One gender difference that Langley is willing to ascribe to something innate is men’s “insecurity” with paternity. She proposes DNA testing as a solution, failing to grasp the existential nature of sexual desire and the procreational imperative inherent in it. Sexual desire is the reflection of who you want to be the parent of your progeny into the next generations, the only mark your life will leave on the world after you are gone. This is not an insecurity that can be allayed by a doctor’s note. Men are in no way more likely to accept their wives’ infidelity just because the DNA test shows the children are theirs. To use the author’s favorite device of switching the genders and asking how it feels: If a man is widely known to have slept with every woman in the neighborhood, would his wife really be consoled to learn that none of the neighborhood children matched her husband’s DNA?

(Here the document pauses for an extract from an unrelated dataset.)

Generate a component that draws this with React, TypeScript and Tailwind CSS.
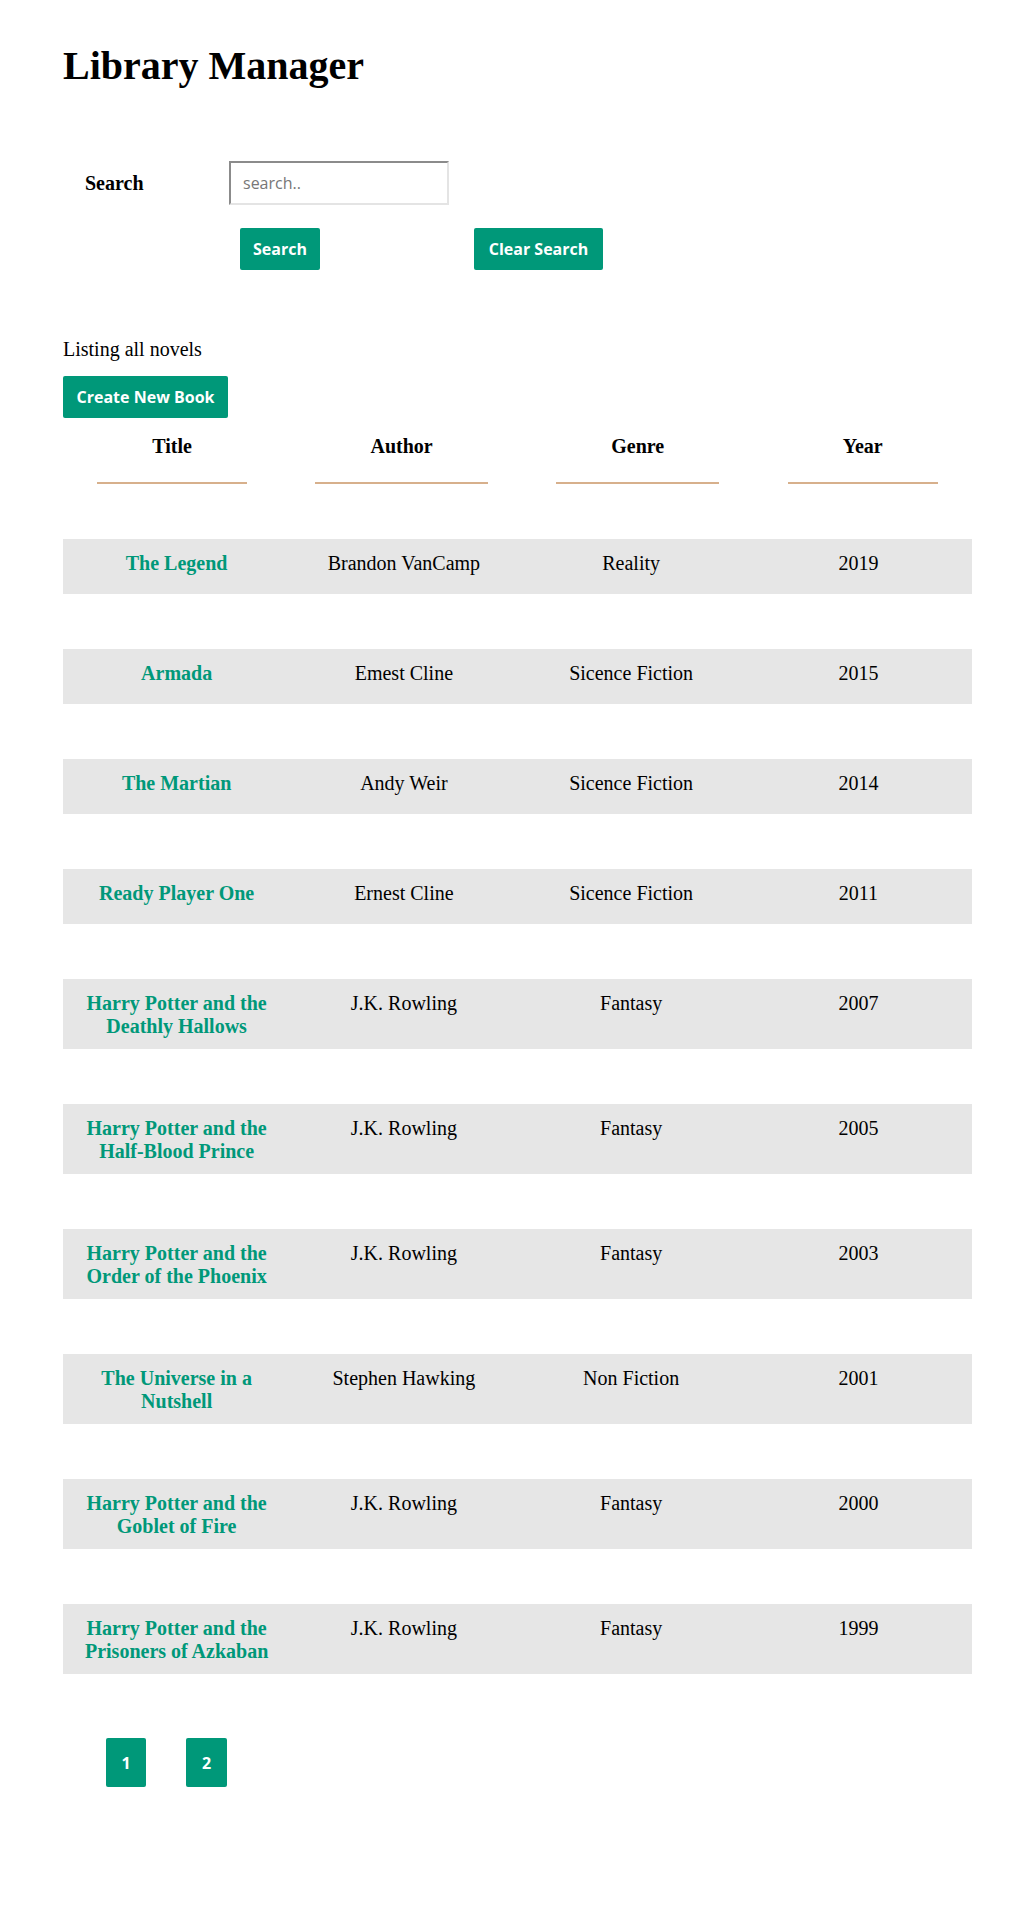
import React from "react";

const books = [
  ["The Legend", "Brandon VanCamp", "Reality", "2019"],
  ["Armada", "Emest Cline", "Sicence Fiction", "2015"],
  ["The Martian", "Andy Weir", "Sicence Fiction", "2014"],
  ["Ready Player One", "Ernest Cline", "Sicence Fiction", "2011"],
  ["Harry Potter and the Deathly Hallows", "J.K. Rowling", "Fantasy", "2007"],
  ["Harry Potter and the Half-Blood Prince", "J.K. Rowling", "Fantasy", "2005"],
  ["Harry Potter and the Order of the Phoenix", "J.K. Rowling", "Fantasy", "2003"],
  ["The Universe in a Nutshell", "Stephen Hawking", "Non Fiction", "2001"],
  ["Harry Potter and the Goblet of Fire", "J.K. Rowling", "Fantasy", "2000"],
  ["Harry Potter and the Prisoners of Azkaban", "J.K. Rowling", "Fantasy", "1999"],
];

const btn =
  "h-[42px] rounded-[2px] bg-[#009879] text-white font-bold text-[16px] font-['Open_Sans',sans-serif] flex items-center justify-center";

export default function App() {
  return (
    <div className="min-h-[1905px] bg-white text-black font-['Liberation_Serif',serif] px-[63px] pt-[43px] pb-[40px]">
      <h1 className="text-[40px] leading-[46px] font-bold">Library Manager</h1>

      <div className="mt-[72px] pl-[22px] flex items-center">
        <label className="w-[144px] text-[20px] leading-[23px] font-bold">Search</label>
        <input
          type="text"
          placeholder="search.."
          className="w-[220px] h-[44px] border-2 border-t-[#8b8b8b] border-l-[#8b8b8b] border-b-[#e4e4e4] border-r-[#e4e4e4] pl-[12px] text-[16px] font-['Open_Sans',sans-serif] placeholder:text-[#777777] outline-none"
        />
      </div>

      <div className="mt-[23px] ml-[177px] flex">
        <button className={`${btn} w-[80px]`}>Search</button>
        <button className={`${btn} w-[129px] ml-[154px]`}>Clear Search</button>
      </div>

      <p className="mt-[68px] text-[20px] leading-[23px]">Listing all novels</p>

      <button className={`${btn} w-[165px] mt-[15px]`}>Create New Book</button>

      <div className="mt-[17px] flex justify-around">
        {["Title", "Author", "Genre", "Year"].map((h) => (
          <div
            key={h}
            className="px-[55px] pb-[24px] border-b-2 border-[#d7b08c] text-[20px] leading-[23px] font-bold text-center"
          >
            {h}
          </div>
        ))}
      </div>

      <div className="mt-[55px] flex flex-col gap-[55px]">
        {books.map((b) => (
          <div key={b[0]} className="grid grid-cols-4 bg-[#e6e6e6] min-h-[55px] pt-[13px] pb-[11px] text-[20px] leading-[23px] text-center">
            <a className="px-[12px] font-bold text-[#009879]">{b[0]}</a>
            <div className="px-[12px]">{b[1]}</div>
            <div className="px-[12px]">{b[2]}</div>
            <div className="px-[12px]">{b[3]}</div>
          </div>
        ))}
      </div>

      <div className="mt-[64px] ml-[43px] flex gap-[40px]">
        <button className={`${btn} w-[40px] h-[49px]`}>1</button>
        <button className={`${btn} w-[41px] h-[49px]`}>2</button>
      </div>
    </div>
  );
}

It doesn’t seem to occur to Langley that paternity is the driving force behind women’s sexual desire as well, and in particular a large motivation for women’s infidelity. If a woman has sex outside of marriage, it is precisely because she prefers the other man as a potential father to future children. In all public discussions of DNA testing, it is always women who object the loudest. They tend to see it as the last advantage nature gave them being stripped away by cruel scientists. In the years since these books were written, this has not changed. Of late, what we hear instead are demands that husbands should cease to care who the fathers of their wives’ children are.